The petition is accordingly dismissed. The ex parte order dated 13th June, 2008 is vacated. The Trial Court to proceed with the consequences of failure of the
petitioner/defendant to comply with the condition on which the application of the petitioner/defendant for leave to defend the suit filed by the respondent/plaintiff under Order 37 of the CPC was allowed. The petitioner to also pay to the respondent the costs of Rs.15,000/- for six appearances before this Court. If the costs are not paid, the same be recovered as part of the decree of the Trial Court."
13. It is well settled that frivolous litigation clogs the wheels of
justice making it difficult for courts to provide easy and speedy justice
to genuine litigants. It has also been observed in large number of
cases that meritless litigation should be dealt with heavy hands. Any
litigant who indulges in mindless litigation and unnecessarily waste
the precious time of the Courts should not be spared. He must pay
heavy costs for wasting time of the Court.
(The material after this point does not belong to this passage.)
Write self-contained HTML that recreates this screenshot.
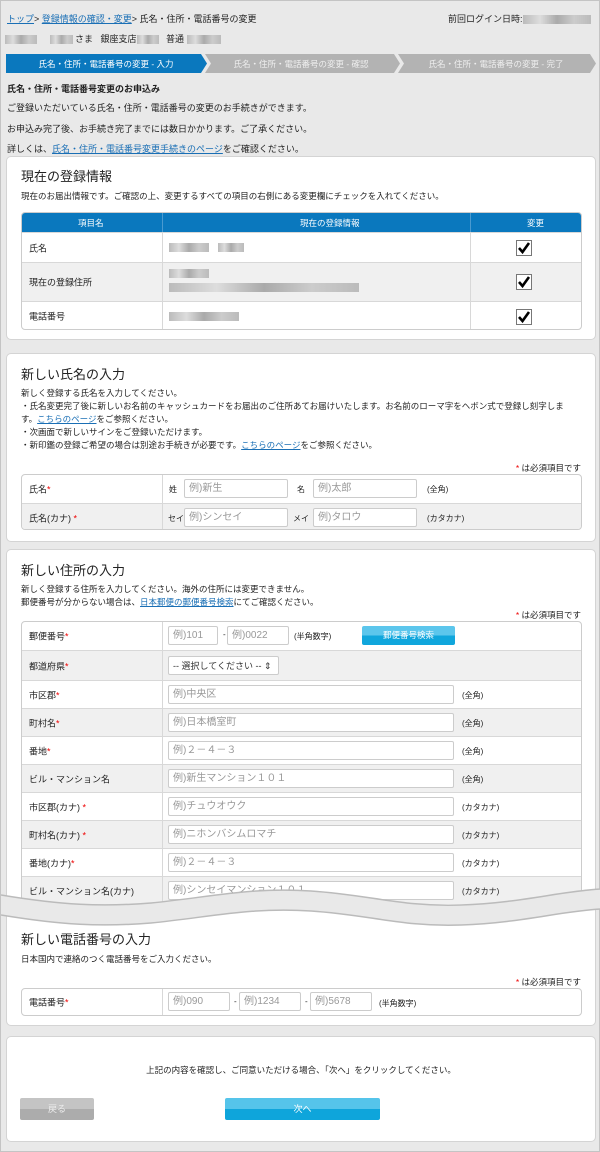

14. Since, there is no illegality, infirmity or error in the impugned
order, the present petition being most bogus and frivolous and having
no legal force, is hereby dismissed with cost of Rs.1,00,000/- (Rupees
One Lac only). Out of this cost of Rs.1,00,000/-, petitioner shall pay
Rs.50,000/- (Rupees Fifty Thousand only) as cost to Sh. Jai Kumar
Rakyan, respondent (Decree Holder) by way of a demand draft in his
favour. Balance amount of the cost shall be deposited by way of cross
cheque in the name of the Registrar General of this Court.
15. The cost amount should be deposited within a period of four
weeks from today. After deposit of the cost by the petitioner, the
respondent should be paid the same, only after expiry of the period of
appeal/revision preferred, if any.
CM No. 11399/2010 (stay)
16. Dismissed.
17. List for compliance on 22nd November, 2010.